Real Assassins. Altman is at considerable pains not to take himself as seriously as perhaps he should. To this end, he installs a kind of international groupie, a BBC correspondent named Opal (energetically played by Geraldine Chaplin), at the very center of the action, and he has her mouth a great gush of pieties and platitudes about the U.S.: "It's America!" she says, beholding a collision on a highway; gun owners are "the real assassins," presumably because their influence can focus the madness of others toward homicide; a yard filled with auto wrecks is symbolic of the violent rape and waste of the whole country. Still, Altman is advancing these images seriously while Opal is commenting on them, and it is this kind of coyness—the eagerness both to use the rather parched symbolism and mock it too—that is the movie's most serious flaw.

The cast is large and almost uniformly excellent.

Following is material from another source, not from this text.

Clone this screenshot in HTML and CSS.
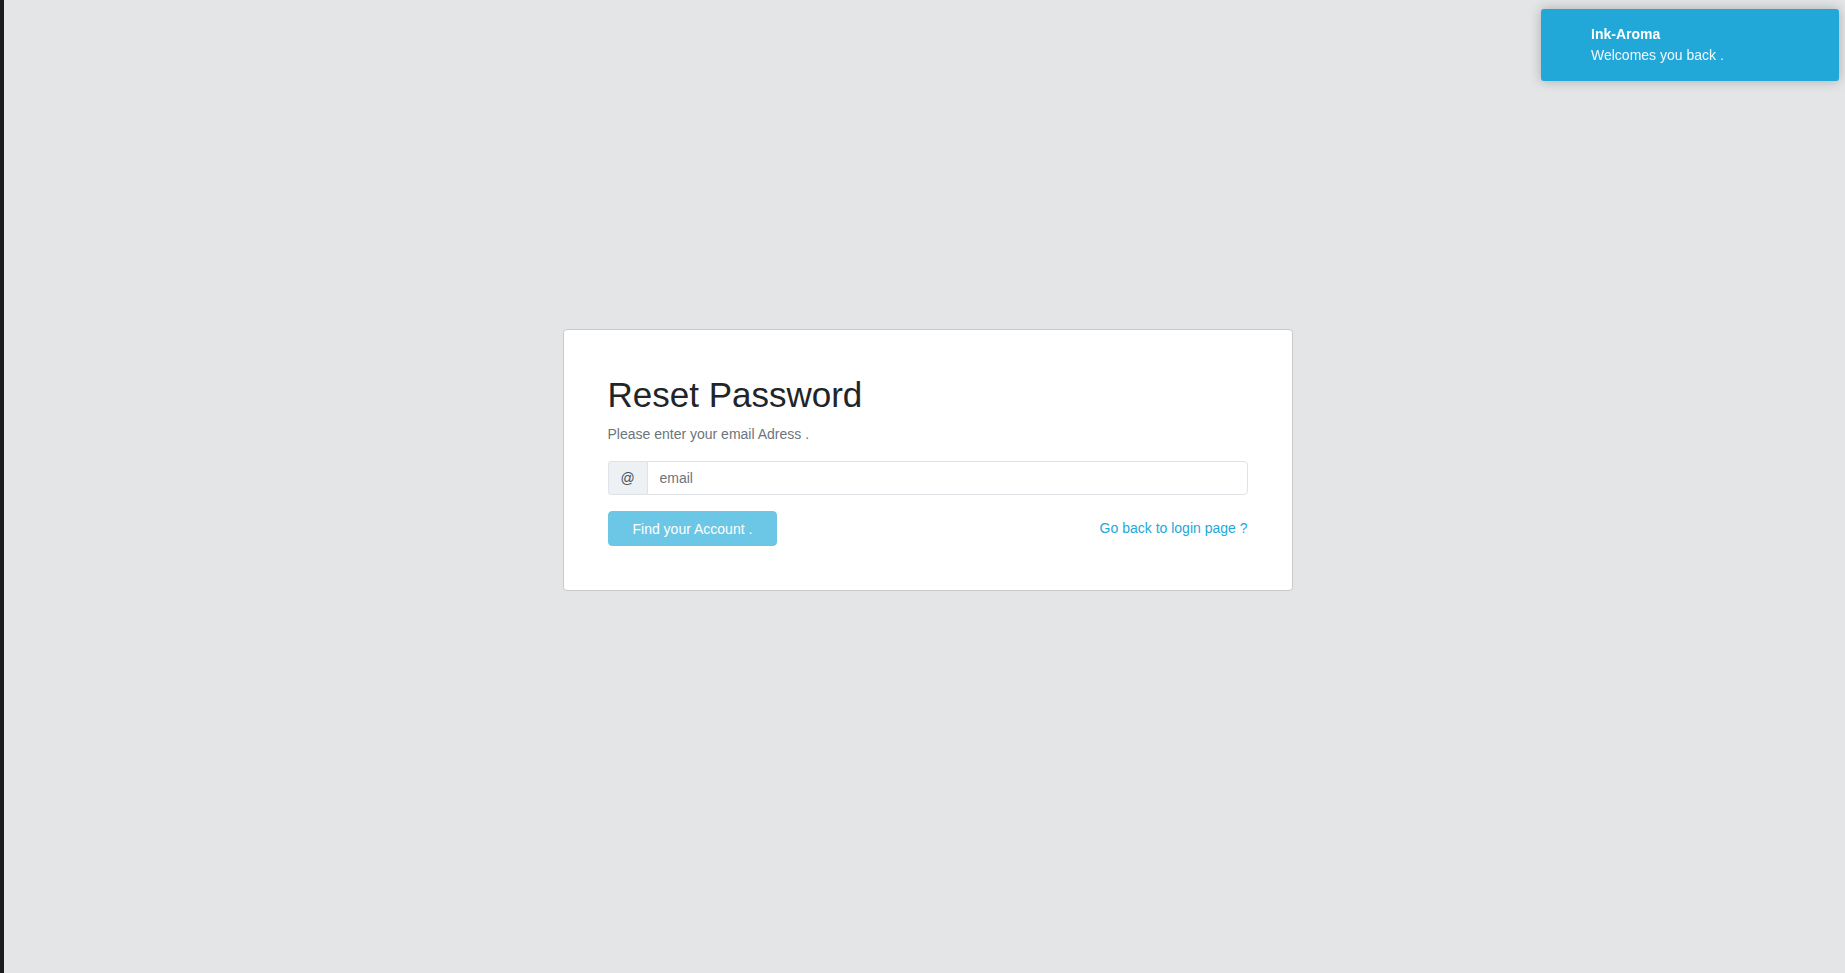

One notices and most particularly appreciates Ronee Blakley and Karen Black as two of country music's leading attractions; Henry Gibson, wily and hilarious as Nashville's unofficial mayor, a purveyor of syrupy patriotism and fawning good will; Barbara Harris, splendid as a whacked-out kewpie who wants to be a big star; Dave Peel as Gibson's rather cowed son, looking like a crestfallen Arthur Godfrey; Michael Murphy as Walker's advance man; and David Hayward as the timid assassin.